TRENTON – After weeks of heartbreaking testimony, a bill to create a public health emergency credit that releases people nearing the end of their sentences during the Covid-19 pandemic took another step forward today. Both the full New Jersey Senate and Assembly approved floor amendments that gained necessary support for the measure while preserving all of the essential elements promoted by advocates. The next step is a floor vote to pass the bill as amended, which Governor Murphy would have 45 days from today to sign into law.
“Making this bill law will save the lives of so many, and it will save other families from living through the nightmare I’ve experienced after losing Rory, my firstborn child, three weeks before he was supposed to come home. To protect all of the people in New Jersey, and to do justice, I urge Governor Murphy to sign this bill as quickly as possible, and I thank the lawmakers who honored his memory with this vote today,” said Ms. Bernice Ferguson, whose son Rory Price died of Covid-19 just weeks prior to his release date.
The ACLU-NJ, New Jersey Campaign for Alternatives to Isolated Confinement, and Salvation and Social Justice strongly advocated for passage of S2519/A4235, introduced by Senator Nellie Pou and Senator Sandra Cunningham in the Senate, and Assemblyman Raj Mukherji, Assemblywoman Shavonda Sumter, and Assemblywoman Verlina Reynolds-Jackson in the Assembly. The policy aims to save lives twofold: by allowing people to socially distance outside of prisons, and by creating greater opportunity for social distancing within prison, helping staff, civil servants, and their families, in addition to those serving sentences.
“We’re closer to passing legislation that can save my brother’s life, and it can save the lives of countless others – both people who are incarcerated, and people who are not," said Mr. Scott Clements, whose brother, due to be released in early 2021, suffers from health conditions that place him at high risk while incarcerated. "I hope Governor Murphy will sign this bill into law with a sense of urgency, recognizing that each day that goes by puts even more lives at risk.”
People who are incarcerated in New Jersey prisons and jails have died from Covid-19 at a higher rate than any other prison system in the country, a concerning status that New Jersey has held since tracking of coronavirus in prisons began.
“Approving these amendments and sending this bill to a full floor vote is a key moment in our fight against this deadly virus and our fight for racial justice,” said ACLU-NJ Policy Director Sarah Fajardo. “Thank you to Senator Pou, Senator Cunningham, and Assemblyman Mukherji, Assemblywoman Sumter, and Assemblywoman Reynolds-Jackson, for your leadership in sponsoring such an important piece of legislation. It’s now time for the Legislature to vote on the bill as amended, and for Governor Murphy to sign the bill with the urgency our present reality demands.”

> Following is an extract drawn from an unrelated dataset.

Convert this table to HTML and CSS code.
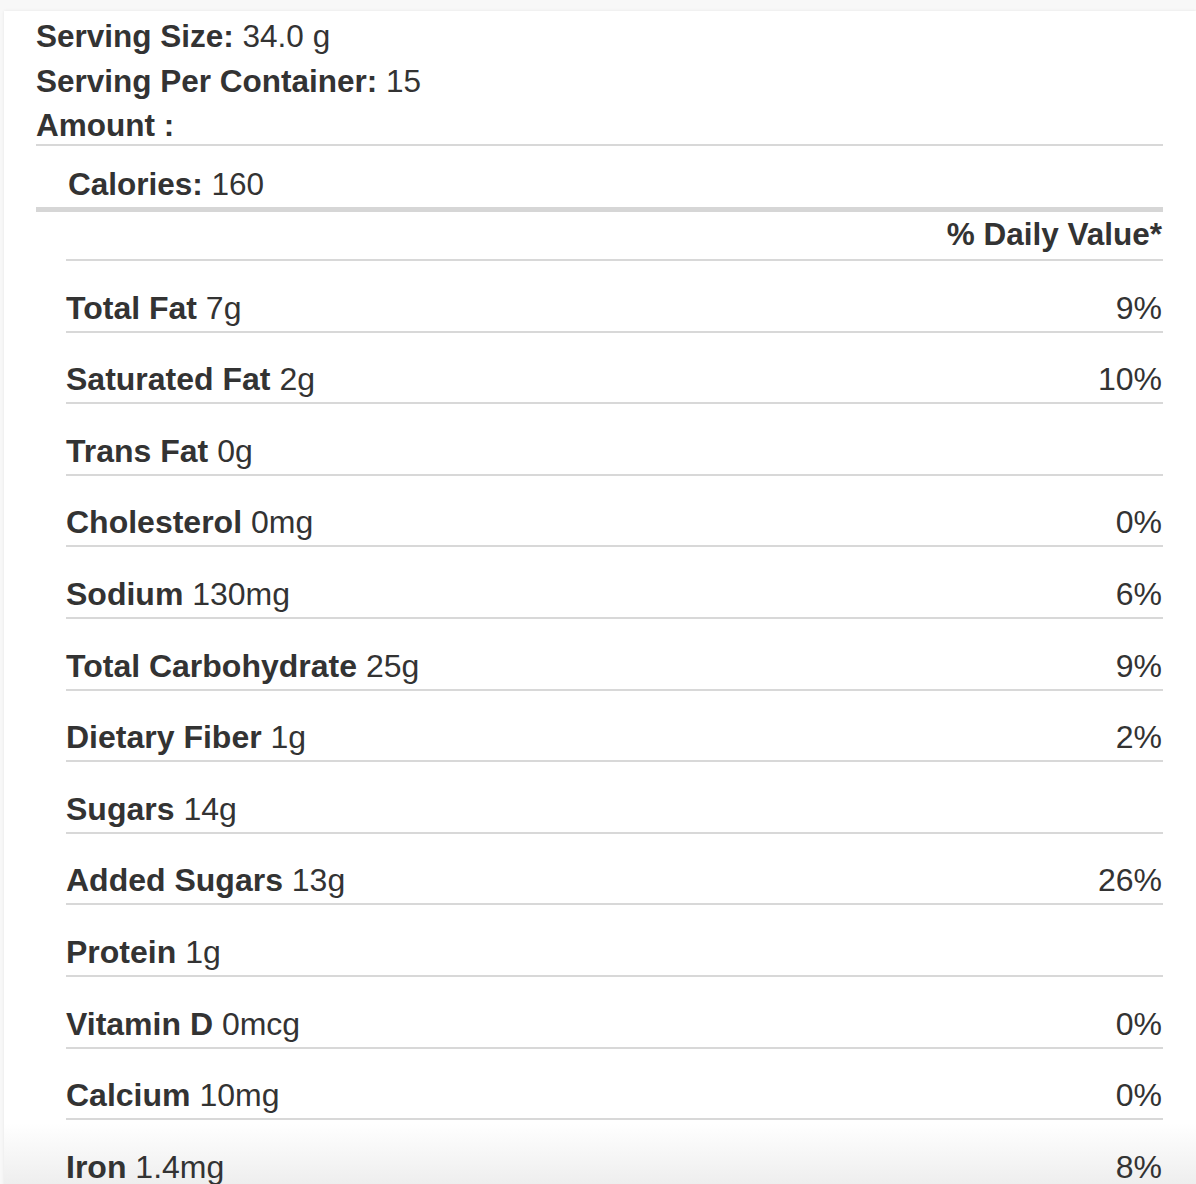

The credits will reduce sentences, including minimum sentences, by four months for each month of the declared state of emergency, with a maximum sentence reduction of eight months. The legislation will apply to adults and juveniles with under a year of a sentence left to serve, with an exception for a subset of those convicted of sex crimes and receiving treatment for compulsive and repetitive behavior.

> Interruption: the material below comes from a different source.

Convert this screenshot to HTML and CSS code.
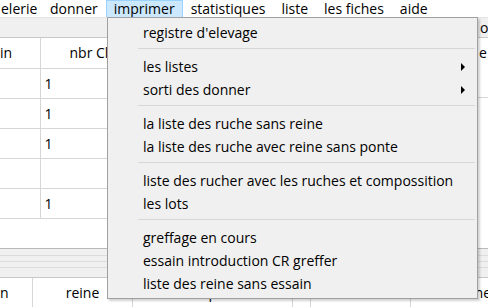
FILE: index.html
```html
<!DOCTYPE html>
<html>
<head lang="fr">
    <meta charset="UTF-8">
    <title>imprimer</title>
    <link rel="stylesheet" href="styles.css">
</head>
<body>
<div class="app">
    <div class="menubar">
        <span class="mi first">elerie</span>
        <span class="mi">donner</span>
        <span class="mi active">imprimer</span>
        <span class="mi">statistiques</span>
        <span class="mi">liste</span>
        <span class="mi">les fiches</span>
        <span class="mi">aide</span>
    </div>

    <div class="top">
        <div class="grid-left">
            <div class="band"></div>
            <table class="grid" cellpadding="0" cellspacing="0">
                <thead>
                <tr>
                    <th class="c1">in</th>
                    <th class="c2">nbr Cl</th>
                </tr>
                </thead>
                <tbody>
                <tr><td class="c1"></td><td class="c2">1</td></tr>
                <tr><td class="c1"></td><td class="c2">1</td></tr>
                <tr><td class="c1"></td><td class="c2">1</td></tr>
                <tr><td class="c1"></td><td class="c2"></td></tr>
                <tr><td class="c1"></td><td class="c2">1</td></tr>
                </tbody>
            </table>
        </div>
        <div class="grid-right">
            <div class="band">o</div>
            <div class="rhead">e</div>
        </div>
    </div>

    <div class="splitter">
        <div class="sl"></div>
        <div class="sl"></div>
        <div class="sl"></div>
    </div>

    <div class="bottom-head">
        <div class="bh b1">n</div>
        <div class="bh b2">reine</div>
        <div class="bh b3">d'arret de pt</div>
        <div class="bh b4"></div>
        <div class="bh b5">umero de ruch</div>
        <div class="bh b6">reine mer</div>
    </div>

    <!-- menu deroulant imprimer -->
    <div class="dropdown">
        <div class="item">registre d'elevage</div>
        <div class="sep"></div>
        <div class="item">les listes<i class="arrow"></i></div>
        <div class="item">sorti des donner<i class="arrow"></i></div>
        <div class="sep"></div>
        <div class="item">la liste des ruche sans reine</div>
        <div class="item">la liste des ruche avec reine sans ponte</div>
        <div class="sep"></div>
        <div class="item">liste des rucher avec les ruches et compossition</div>
        <div class="item">les lots</div>
        <div class="sep"></div>
        <div class="item">greffage en cours</div>
        <div class="item">essain introduction CR greffer</div>
        <div class="item">liste des reine sans essain</div>
    </div>
</div>
</body>
</html>
```

FILE: styles.css
```css
* {
    margin: 0;
    padding: 0;
    box-sizing: border-box;
}

body {
    font-family: "Open Sans", "Noto Sans", sans-serif;
    font-size: 14px;
    color: #000;
    background: #fff;
    overflow: hidden;
}

.app {
    position: relative;
    width: 488px;
    height: 307px;
    overflow: hidden;
}

/* barre de menu */
.menubar {
    display: flex;
    height: 17px;
    background: #fff;
    white-space: nowrap;
}

.mi {
    padding: 0 7px;
    line-height: 15px;
    border: 1px solid transparent;
    border-bottom: 0;
}

.mi.first {
    padding-left: 0;
    width: 42px;
}

.mi.active {
    background: #cce8ff;
    border-color: #99d1ff;
}

/* grilles du haut */
.top {
    display: flex;
    height: 231px;
}

.grid-left {
    width: 478px;
}

.grid-right {
    flex: 1;
    overflow: hidden;
}

.band {
    height: 21px;
    background: #f0f0f0;
    border-top: 1px solid #e3e3e3;
    border-bottom: 1px solid #c8c8c8;
    line-height: 19px;
    white-space: nowrap;
}

.grid-right .band {
    padding-left: 2px;
}

.rhead {
    height: 60px;
    padding-left: 1px;
    line-height: 30px;
    border-bottom: 1px solid #d6d6d6;
}

.grid {
    width: 478px;
    border-collapse: collapse;
    table-layout: fixed;
}

.grid th,
.grid td {
    height: 30px;
    font-weight: normal;
    border-bottom: 1px solid #d6d6d6;
    white-space: nowrap;
    overflow: hidden;
    text-align: left;
}

.grid .c1 {
    width: 40px;
    border-right: 1px solid #d6d6d6;
}

.grid th.c2 {
    padding-left: 29px;
}

.grid td.c2 {
    padding-left: 4px;
}

/* separateur */
.splitter {
    height: 30px;
    background: #f0f0f0;
    border-top: 1px solid #b9b9b9;
    border-bottom: 1px solid #c8c8c8;
    padding-top: 6px;
}

.sl {
    height: 1px;
    margin-bottom: 5px;
    background: #dcdcdc;
}

/* entete grille du bas */
.bottom-head {
    display: flex;
    height: 29px;
    white-space: nowrap;
}

.bh {
    border-right: 1px solid #d6d6d6;
    line-height: 30px;
    overflow: hidden;
    flex-shrink: 0;
}

.b1 { width: 33px; }
.b2 { width: 100px; text-align: center; }
.b3 { width: 160px; padding-left: 8px; }
.b4 { width: 18px; }
.b5 { width: 100px; padding-left: 3px; }
.b6 { flex: 1; border-right: 0; padding-left: 22px; }

/* menu deroulant */
.dropdown {
    position: absolute;
    left: 107px;
    top: 17px;
    width: 371px;
    padding: 3px 0;
    background: #f0f0f0;
    border: 1px solid #a0a0a0;
    box-shadow: 2px 2px 2px rgba(0, 0, 0, 0.18);
}

.item {
    display: flex;
    align-items: center;
    justify-content: space-between;
    height: 23px;
    padding: 0 12px 0 35px;
    white-space: nowrap;
}

.sep {
    height: 1px;
    margin: 4px 2px 6px 30px;
    background: #d7d7d7;
}

.arrow {
    display: block;
    width: 0;
    height: 0;
    border-left: 4px solid #000;
    border-top: 4px solid transparent;
    border-bottom: 4px solid transparent;
}
```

“With this step, the Legislature takes an important action not just in the name of public health, but also in the name of racial justice, and we urge the Legislature to pass the final version and Governor Murphy to make it law,” said the Reverend Dr. Charles Franklin Boyer, Founding Director of Salvation and Social Justice and pastor of Bethel AME Church in Woodbury. “New Jersey has the highest Covid-19 death rates in its prisons, as well as the highest rate of racial disparities among its prison population. Passing and signing this bill would push back against a deadly virus that has disproportionately affected Black and brown New Jerseyans. We all stand to benefit from the bill’s lifesaving protections and for advancing racial justice.”
The credits serve a dual purpose: allowing people to distance themselves socially at home, where social distancing is possible, and lowering the prison population to allow for more social distance among those who are still there. The credits also recognize that conditions of confinement during public health emergencies create significantly more hardship than typical incarceration, with increased isolation, fear, risk of death, and helplessness.

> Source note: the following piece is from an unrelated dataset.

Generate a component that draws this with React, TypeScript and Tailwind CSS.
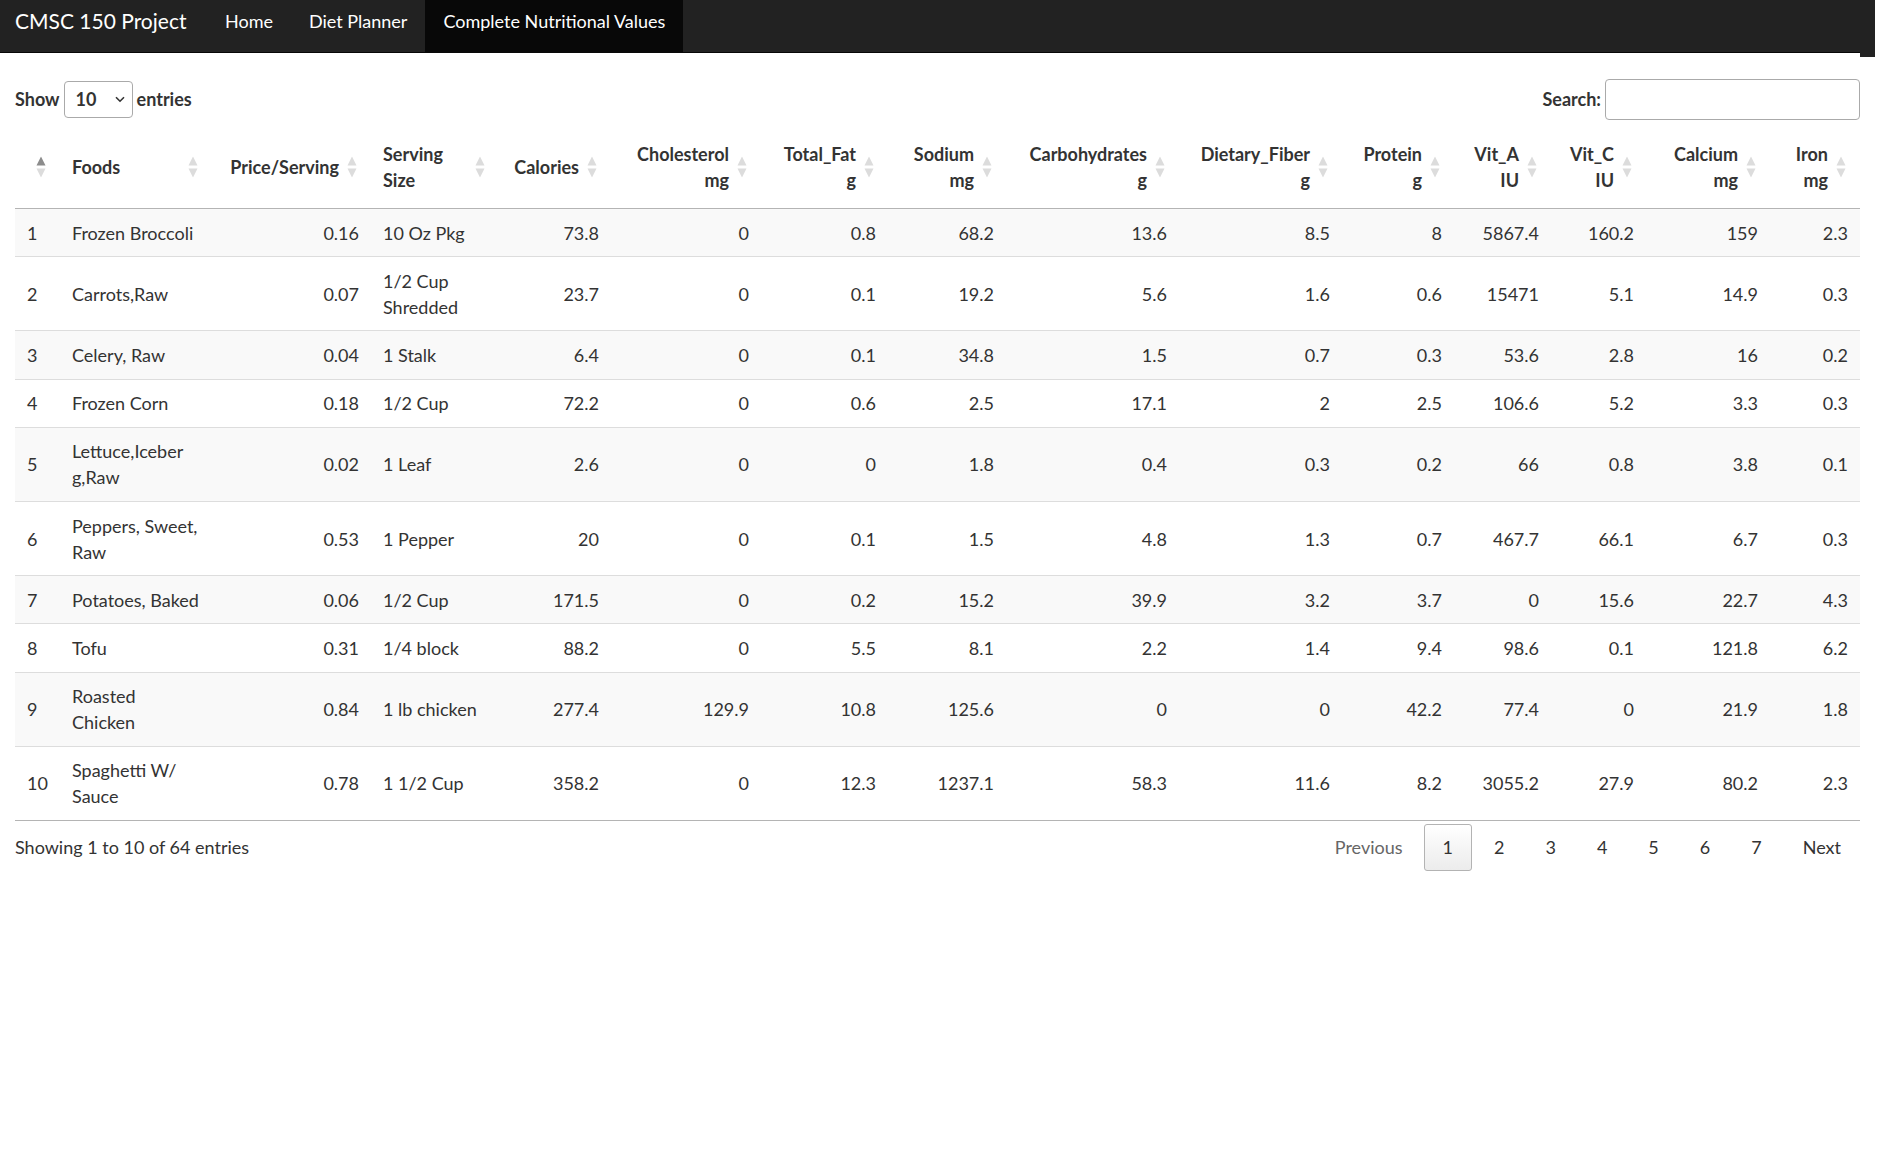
import React from 'react';

type Row = {
  food: string;
  price: string;
  serving: string;
  vals: string[];
};

const rows: Row[] = [
  { food: 'Frozen Broccoli', price: '0.16', serving: '10 Oz Pkg', vals: ['73.8', '0', '0.8', '68.2', '13.6', '8.5', '8', '5867.4', '160.2', '159', '2.3'] },
  { food: 'Carrots,Raw', price: '0.07', serving: '1/2 Cup\nShredded', vals: ['23.7', '0', '0.1', '19.2', '5.6', '1.6', '0.6', '15471', '5.1', '14.9', '0.3'] },
  { food: 'Celery, Raw', price: '0.04', serving: '1 Stalk', vals: ['6.4', '0', '0.1', '34.8', '1.5', '0.7', '0.3', '53.6', '2.8', '16', '0.2'] },
  { food: 'Frozen Corn', price: '0.18', serving: '1/2 Cup', vals: ['72.2', '0', '0.6', '2.5', '17.1', '2', '2.5', '106.6', '5.2', '3.3', '0.3'] },
  { food: 'Lettuce,Iceber\ng,Raw', price: '0.02', serving: '1 Leaf', vals: ['2.6', '0', '0', '1.8', '0.4', '0.3', '0.2', '66', '0.8', '3.8', '0.1'] },
  { food: 'Peppers, Sweet,\nRaw', price: '0.53', serving: '1 Pepper', vals: ['20', '0', '0.1', '1.5', '4.8', '1.3', '0.7', '467.7', '66.1', '6.7', '0.3'] },
  { food: 'Potatoes, Baked', price: '0.06', serving: '1/2 Cup', vals: ['171.5', '0', '0.2', '15.2', '39.9', '3.2', '3.7', '0', '15.6', '22.7', '4.3'] },
  { food: 'Tofu', price: '0.31', serving: '1/4 block', vals: ['88.2', '0', '5.5', '8.1', '2.2', '1.4', '9.4', '98.6', '0.1', '121.8', '6.2'] },
  { food: 'Roasted\nChicken', price: '0.84', serving: '1 lb chicken', vals: ['277.4', '129.9', '10.8', '125.6', '0', '0', '42.2', '77.4', '0', '21.9', '1.8'] },
  { food: 'Spaghetti W/\nSauce', price: '0.78', serving: '1 1/2 Cup', vals: ['358.2', '0', '12.3', '1237.1', '58.3', '11.6', '8.2', '3055.2', '27.9', '80.2', '2.3'] },
];

// numeric headers after "Serving Size"
const numHeaders: string[][] = [
  ['Calories'],
  ['Cholesterol', 'mg'],
  ['Total_Fat', 'g'],
  ['Sodium', 'mg'],
  ['Carbohydrates', 'g'],
  ['Dietary_Fiber', 'g'],
  ['Protein', 'g'],
  ['Vit_A', 'IU'],
  ['Vit_C', 'IU'],
  ['Calcium', 'mg'],
  ['Iron', 'mg'],
];

const SortIcon: React.FC<{ active?: boolean }> = ({ active }) => (
  <svg
    className="absolute right-[14px] top-1/2 -translate-y-1/2"
    width="10"
    height="21"
    viewBox="0 0 10 21"
  >
    <polygon points="5,0 9.5,9 0.5,9" fill={active ? '#8c8c8c' : '#dcdcdc'} />
    <polygon points="0.5,12 9.5,12 5,21" fill="#dcdcdc" />
  </svg>
);

const thBase = 'relative py-[15px] pl-[12px] pr-[32px] font-bold align-middle leading-[26px]';
const tdBase = 'py-[10.6px] px-[12px] align-middle leading-[26px] whitespace-pre-line';

const App: React.FC = () => {
  return (
    <div className="min-h-[1176px] bg-white font-[Lato,sans-serif] text-[18px] text-[#333]">
      {/* navbar */}
      <div className="flex items-start">
        <div className="flex h-[53px] w-[1860px] border-b border-[#080808] bg-[#222]">
          <div className="w-[207px] pl-[15px] pt-[7px] text-[21px] leading-[28px] text-white">CMSC 150 Project</div>
          <a className="h-[52px] px-[18px] pt-[8px] leading-[26px] text-white">Home</a>
          <a className="h-[52px] px-[18px] pt-[8px] leading-[26px] text-white">Diet Planner</a>
          <a className="h-[52px] bg-[#080808] px-[18px] pt-[8px] leading-[26px] text-white">Complete Nutritional Values</a>
        </div>
        <div className="h-[57px] w-[15px] bg-[#222]" />
      </div>

      <div className="w-[1875px] px-[15px] pt-[22px]">
        {/* controls */}
        <div className="flex h-[41px] items-center justify-between">
          <div className="flex items-center font-bold">
            <span>Show</span>
            <div className="relative mx-[4px] h-[37px] w-[69px]">
              <select className="h-full w-full appearance-none rounded-[4px] border border-[#aaa] bg-white pl-[11px] font-bold text-[#333]">
                <option>10</option>
                <option>25</option>
                <option>50</option>
                <option>100</option>
              </select>
              <svg className="pointer-events-none absolute right-[8px] top-[15px]" width="10" height="7" viewBox="0 0 10 7">
                <path d="M1 1.2 L5 5.2 L9 1.2" fill="none" stroke="#333" strokeWidth="1.6" />
              </svg>
            </div>
            <span>entries</span>
          </div>
          <div className="flex items-center font-bold">
            <span className="mr-[4px]">Search:</span>
            <input className="h-[41px] w-[255px] rounded-[4px] border border-[#aaa] bg-white px-[8px] outline-none" />
          </div>
        </div>

        {/* table */}
        <table className="mt-[6px] w-[1845px] table-fixed border-collapse">
          <colgroup>
            <col className="w-[45px]" />
            <col className="w-[152px]" />
            <col className="w-[159px]" />
            <col className="w-[128px]" />
            <col className="w-[112px]" />
            <col className="w-[150px]" />
            <col className="w-[127px]" />
            <col className="w-[118px]" />
            <col className="w-[173px]" />
            <col className="w-[163px]" />
            <col className="w-[112px]" />
            <col className="w-[97px]" />
            <col className="w-[95px]" />
            <col className="w-[124px]" />
            <col className="w-[90px]" />
          </colgroup>
          <thead>
            <tr className="border-b border-[#b4b4b4]">
              <th className={`${thBase} text-left`}>
                <SortIcon active />
              </th>
              <th className={`${thBase} text-left`}>
                Foods
                <SortIcon />
              </th>
              <th className={`${thBase} text-right`}>
                Price/Serving
                <SortIcon />
              </th>
              <th className={`${thBase} text-left`}>
                Serving
                <br />
                Size
                <SortIcon />
              </th>
              {numHeaders.map((h, i) => (
                <th key={i} className={`${thBase} text-right`}>
                  {h.map((line, j) => (
                    <div key={j}>{line}</div>
                  ))}
                  <SortIcon />
                </th>
              ))}
            </tr>
          </thead>
          <tbody className="border-b border-[#b4b4b4]">
            {rows.map((r, i) => (
              <tr key={i} className={`${i > 0 ? 'border-t border-[#ddd]' : ''} ${i % 2 === 0 ? 'bg-[#f9f9f9]' : 'bg-white'}`}>
                <td className={`${tdBase} text-left`}>{i + 1}</td>
                <td className={`${tdBase} text-left`}>{r.food}</td>
                <td className={`${tdBase} text-right`}>{r.price}</td>
                <td className={`${tdBase} text-left`}>{r.serving}</td>
                {r.vals.map((v, j) => (
                  <td key={j} className={`${tdBase} text-right`}>
                    {v}
                  </td>
                ))}
              </tr>
            ))}
          </tbody>
        </table>

        {/* footer */}
        <div className="mt-[3px] flex h-[47px] w-[1845px] items-center justify-between">
          <div>Showing 1 to 10 of 64 entries</div>
          <div className="flex items-center">
            <span className="flex h-[47px] items-center px-[19px] text-[#666]">Previous</span>
            <span className="ml-[2px] flex h-[47px] items-center rounded-[3px] border border-[#b3b3b3] bg-linear-to-b from-white to-[#ececec] px-[18px]">
              1
            </span>
            {['2', '3', '4', '5', '6', '7'].map((p) => (
              <span key={p} className="ml-[3px] flex h-[47px] items-center px-[19px]">
                {p}
              </span>
            ))}
            <span className="ml-[3px] flex h-[47px] items-center px-[19px]">Next</span>
          </div>
        </div>
      </div>
    </div>
  );
};

export default App;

“It has been clear since the Covid-19 pandemic began that the only way we could save as many lives as possible was to drastically reduce New Jersey’s prison population as quickly and safely as possible – and, with these amendments going forward, we’re one step closer to passing a bill to begin to do exactly that,” said Amos Caley, Organizer with the New Jersey Campaign for Alternatives to Isolated Confinement. “Lawmakers who voted for amending this bill have indicated that they want to take action, and we hope the Governor has the opportunity to follow.”
New Jersey lags behind many other states in reducing the prison population as a matter of public health, and it has the worst Black-white racial disparities in its prison population in the United States.